• **PROBLEM REQUIREMENTS**: Search the records for "styles". Copy every line where it appears.
☆ ☆ ☆ ☆
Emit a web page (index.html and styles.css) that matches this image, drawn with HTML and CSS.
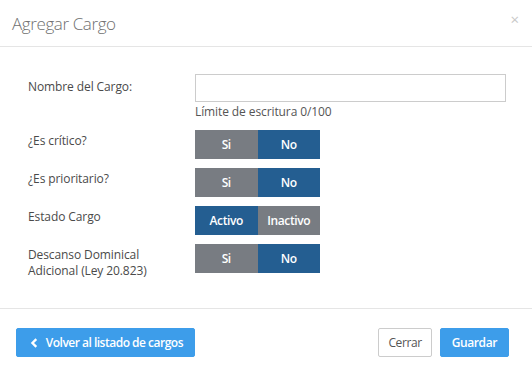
FILE: index.html
```html
<!DOCTYPE html>
<html lang="es">
<head>
    <meta charset="UTF-8">
    <meta name="viewport" content="width=device-width, initial-scale=1.0">
    <title>Agregar Cargo</title>
    <link rel="stylesheet" href="styles.css">
</head>
<body>
    <div class="modal">
        <div class="modal-header">
            <h4 class="modal-title">Agregar Cargo</h4>
            <span class="close">&times;</span>
        </div>

        <div class="modal-body">
            <div class="form-row">
                <label>Nombre del Cargo:</label>
                <div class="field">
                    <input type="text" class="input">
                    <p class="help">Límite de escritura 0/100</p>
                </div>
            </div>

            <div class="form-row">
                <label>¿Es crítico?</label>
                <div class="toggle">
                    <span class="off">Si</span>
                    <span class="on">No</span>
                </div>
            </div>

            <div class="form-row">
                <label>¿Es prioritario?</label>
                <div class="toggle">
                    <span class="off">Si</span>
                    <span class="on">No</span>
                </div>
            </div>

            <div class="form-row">
                <label>Estado Cargo</label>
                <div class="toggle">
                    <span class="on">Activo</span>
                    <span class="off">Inactivo</span>
                </div>
            </div>

            <div class="form-row">
                <label>Descanso Dominical<br>Adicional (Ley 20.823)</label>
                <div class="toggle">
                    <span class="off">Si</span>
                    <span class="on">No</span>
                </div>
            </div>
        </div>

        <div class="modal-footer">
            <button class="btn btn-primary btn-back">
                <svg width="9" height="10" viewBox="0 0 9 10"><path d="M6.5 1 L2.5 5 L6.5 9" fill="none" stroke="#fff" stroke-width="2.4"/></svg>
                Volver al listado de cargos
            </button>
            <div class="actions">
                <button class="btn btn-default">Cerrar</button>
                <button class="btn btn-primary">Guardar</button>
            </div>
        </div>
    </div>
</body>
</html>
```

FILE: styles.css
```css
body {
    margin: 0;
    font-family: 'Open Sans', sans-serif;
    font-size: 12px;
    color: #4a4a4a;
    background: #fff;
}

.modal {
    width: 532px;
    height: 374px;
}

.modal-header {
    height: 46px;
    display: flex;
    align-items: center;
    justify-content: space-between;
    padding: 0 13px 0 12px;
    border-bottom: 1px solid #e5e5e5;
}

.modal-title {
    margin: 0;
    font-size: 17px;
    font-weight: 300;
    letter-spacing: -0.4px;
    color: #707070;
}

.close {
    font-size: 15px;
    color: #c8c8c8;
    margin-top: -8px;
}

.modal-body {
    padding: 27px 26px 29px 28px;
    display: flex;
    flex-direction: column;
    gap: 9px;
}

.form-row {
    display: grid;
    grid-template-columns: 167px 1fr;
}

.form-row label {
    padding-top: 3px;
    line-height: 16px;
    letter-spacing: -0.1px;
}

.form-row:first-child label {
    padding-top: 5px;
}

.input {
    display: block;
    width: 100%;
    height: 28px;
    box-sizing: border-box;
    border: 1px solid #ccc;
    margin: 0;
}

.help {
    margin: 2px 0 1px;
    line-height: 16px;
    color: #555;
    letter-spacing: -0.1px;
}

.toggle {
    display: flex;
    width: 125px;
    height: 29px;
}

.toggle span {
    flex: 1;
    display: flex;
    align-items: center;
    justify-content: center;
    color: #fff;
    font-size: 12px;
    font-weight: 600;
    letter-spacing: -0.4px;
}

.toggle .off {
    background: #787c82;
}

.toggle .on {
    background: #245e91;
}

.modal-footer {
    border-top: 1px solid #e5e5e5;
    padding: 19px 23px 0 16px;
    display: flex;
    justify-content: space-between;
}

.actions {
    display: flex;
    gap: 8px;
}

.btn {
    height: 29px;
    font-family: 'Open Sans', sans-serif;
    font-size: 12px;
    font-weight: 600;
    border-radius: 2px;
    padding: 0 11px;
    display: flex;
    align-items: center;
    justify-content: center;
    white-space: nowrap;
    letter-spacing: -0.4px;
}

.btn-primary {
    background: #3d9dea;
    border: 1px solid #3d9dea;
    color: #fff;
}

.btn-back {
    width: 179px;
    padding: 0 11px 0 13px;
    justify-content: flex-start;
    gap: 7px;
    letter-spacing: -0.5px;
}

.btn-default {
    background: #fff;
    border: 1px solid #ccc;
    color: #555;
    font-weight: 400;
    padding: 0 9px;
}
```
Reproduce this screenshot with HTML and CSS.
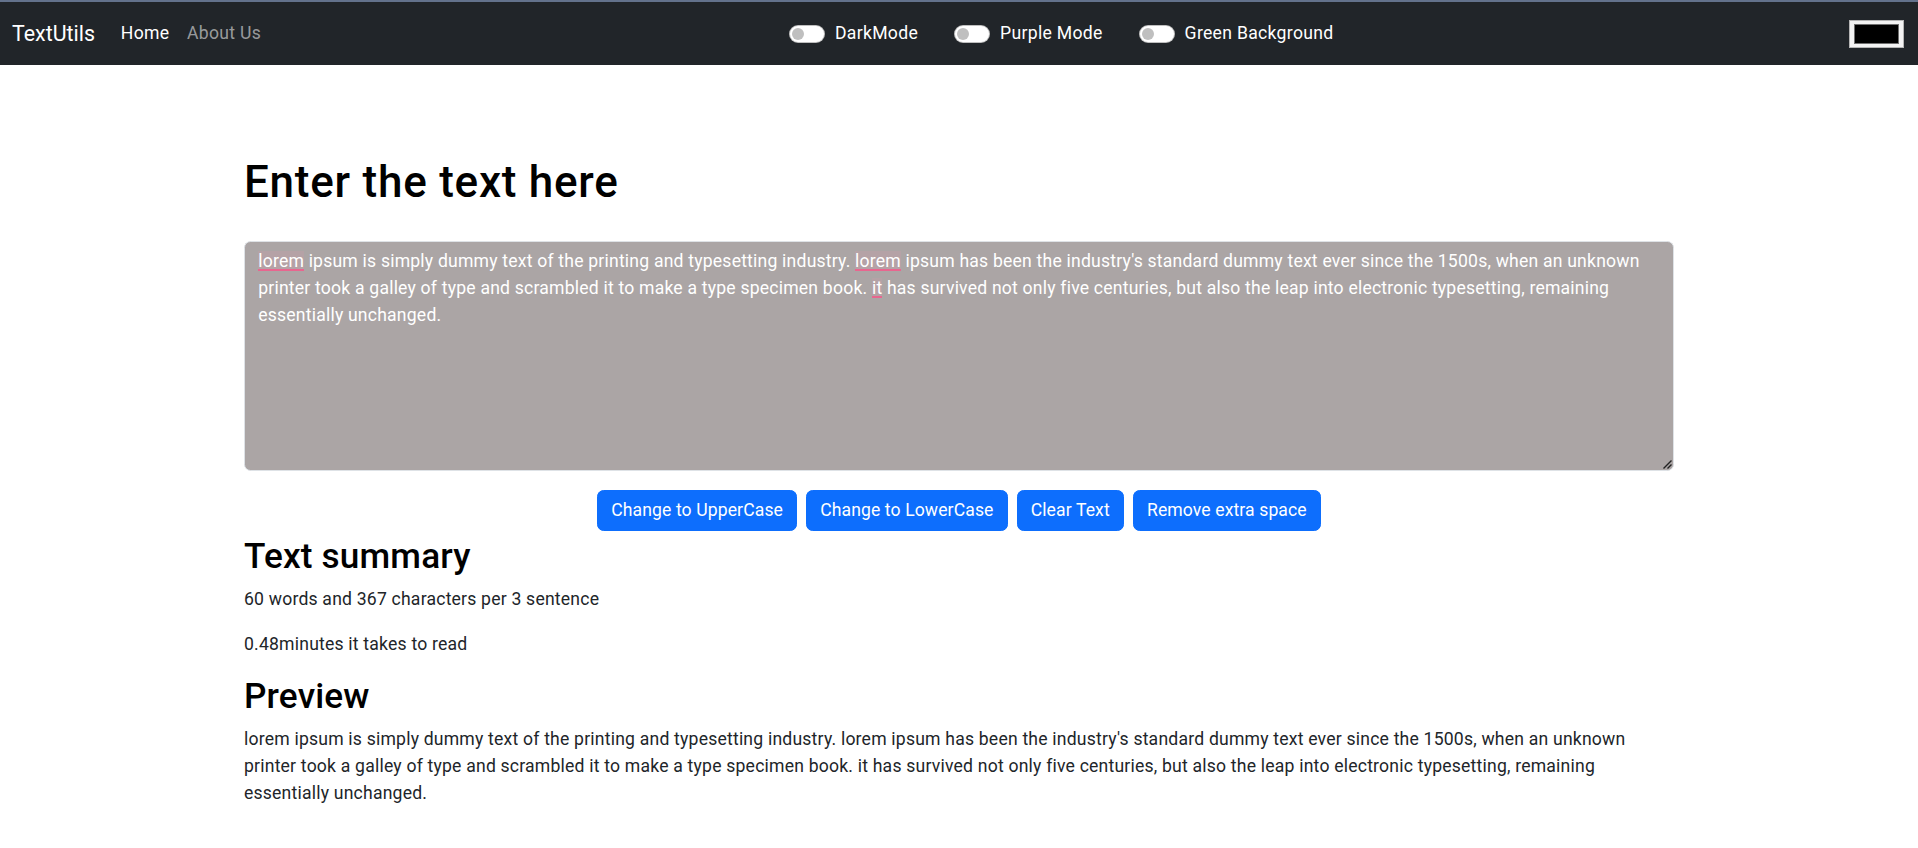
FILE: index.html
```html
<!DOCTYPE html>
<html lang="en">
<head>
<meta charset="utf-8">
<title>TextUtils - Home</title>
<link rel="stylesheet" href="styles.css">
</head>
<body>
<div class="topline"></div>
<nav class="navbar">
  <div class="nav-main">
    <a class="brand" href="#">TextUtils</a>
    <ul class="nav-links">
      <li><a class="nav-link active" href="#">Home</a></li>
      <li><a class="nav-link" href="#">About Us</a></li>
    </ul>
  </div>
  <div class="modes">
    <label class="switch"><span class="track"><span class="knob"></span></span>DarkMode</label>
    <label class="switch"><span class="track"><span class="knob"></span></span>Purple Mode</label>
    <label class="switch"><span class="track"><span class="knob"></span></span>Green Background</label>
  </div>
  <div class="color-box"><span class="swatch"></span></div>
</nav>

<main class="container">
  <h1 class="title">Enter the text here</h1>
  <div class="textbox" role="textbox" aria-multiline="true"><span class="typo">lorem</span> ipsum is simply dummy text of the printing and typesetting industry. <span class="typo">lorem</span> ipsum has been the industry's standard dummy text ever since the 1500s, when an unknown printer took a galley of type and scrambled it to make a type specimen book. <span class="typo">it</span> has survived not only five centuries, but also the leap into electronic typesetting, remaining essentially unchanged.<svg class="grip" width="10" height="10" viewBox="0 0 10 10"><path d="M9.5 1.5 L1.5 9.5 M9.5 5.5 L5.5 9.5" stroke="#222" stroke-width="1.4" fill="none"/></svg></div>
  <div class="actions">
    <button class="btn">Change to UpperCase</button>
    <button class="btn">Change to LowerCase</button>
    <button class="btn">Clear Text</button>
    <button class="btn">Remove extra space</button>
  </div>
  <h2 class="section">Text summary</h2>
  <p class="line">60 words and 367 characters per 3 sentence</p>
  <p class="line">0.48minutes it takes to read</p>
  <h2 class="section section-preview">Preview</h2>
  <p class="line">lorem ipsum is simply dummy text of the printing and typesetting industry. lorem ipsum has been the industry's standard dummy text ever since the 1500s, when an unknown printer took a galley of type and scrambled it to make a type specimen book. it has survived not only five centuries, but also the leap into electronic typesetting, remaining essentially unchanged.</p>
</main>
</body>
</html>
```
FILE: styles.css
```css
* { box-sizing: border-box; }

html, body {
  margin: 0;
  padding: 0;
  background: #fff;
}

body {
  font-family: Roboto, "Liberation Sans", sans-serif;
  font-size: 17.6px;
  line-height: 27px;
  letter-spacing: 0.2px;
  color: #212529;
}

.topline {
  height: 2px;
  background: #63728c;
}

.navbar {
  height: 63px;
  background: #212529;
  display: flex;
  align-items: center;
  padding: 0 14px 0 12px;
  letter-spacing: 0.3px;
}

.nav-main {
  display: flex;
  align-items: center;
  width: 777px;
}

.brand {
  font-size: 21.4px;
  letter-spacing: 0;
  color: #fff;
  text-decoration: none;
  margin-right: 17px;
}

.nav-links {
  display: flex;
  list-style: none;
  margin: 0;
  padding: 0;
}

.nav-link {
  display: block;
  padding: 0 8.8px;
  color: rgba(255, 255, 255, 0.55);
  text-decoration: none;
}

.nav-link.active {
  color: #fff;
}

.modes {
  display: flex;
  align-items: center;
  gap: 36px;
}

.switch {
  display: flex;
  align-items: center;
  color: #fff;
}

.track {
  position: relative;
  width: 36px;
  height: 18px;
  border-radius: 9px;
  background: #fff;
  border: 1px solid rgba(0, 0, 0, 0.25);
  margin-right: 10px;
}

.knob {
  position: absolute;
  left: 2px;
  top: 2px;
  width: 12px;
  height: 12px;
  border-radius: 50%;
  background: #bfbfbf;
}

.color-box {
  margin-left: auto;
  width: 55px;
  height: 28px;
  border: 1px solid #b5b5b5;
  background: #f3f3f3;
  padding: 3px 4px;
  display: flex;
}

.swatch {
  flex: 1;
  background: #000;
  border: 1px solid #6f6f6f;
}

.container {
  max-width: 1430px;
  margin: 0 auto;
}

.title {
  font-size: 44px;
  font-weight: 500;
  line-height: 52.8px;
  letter-spacing: 0.75px;
  margin: 91px 0 32px;
  color: #000;
}

.textbox {
  position: relative;
  height: 230px;
  padding: 6px 13.2px;
  border: 1px solid #dee2e6;
  border-radius: 6.6px;
  background: #aba5a5;
  color: #fff;
  margin-bottom: 19px;
}

.typo {
  background: rgba(255, 140, 170, 0.12);
  box-shadow: inset 0 -2px 0 #e8668f;
}

.grip {
  position: absolute;
  right: 1px;
  bottom: 1px;
}

.actions {
  display: flex;
  justify-content: center;
  gap: 8.8px;
}

.btn {
  font-family: inherit;
  font-size: 17.6px;
  line-height: 26.4px;
  letter-spacing: 0.1px;
  padding: 6.6px 13.2px;
  border: 1px solid #0d6efd;
  border-radius: 6.6px;
  background: #0d6efd;
  color: #fff;
  cursor: pointer;
}

.section {
  font-size: 35.2px;
  font-weight: 500;
  line-height: 42.24px;
  letter-spacing: 0.15px;
  margin: 4px 0 8.4px;
  color: #000;
}

.section-preview {
  margin-top: 9.5px;
}

.line {
  margin: 0 0 17.6px;
}
```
☆ ☆ ☆ ☆
• **ANSWER TO THIS TASK**:
Emit a web page (index.html and styles.css) that matches this image, drawn with HTML and CSS.
    <link rel="stylesheet" href="styles.css">
FILE: styles.css
<link rel="stylesheet" href="styles.css">
FILE: styles.css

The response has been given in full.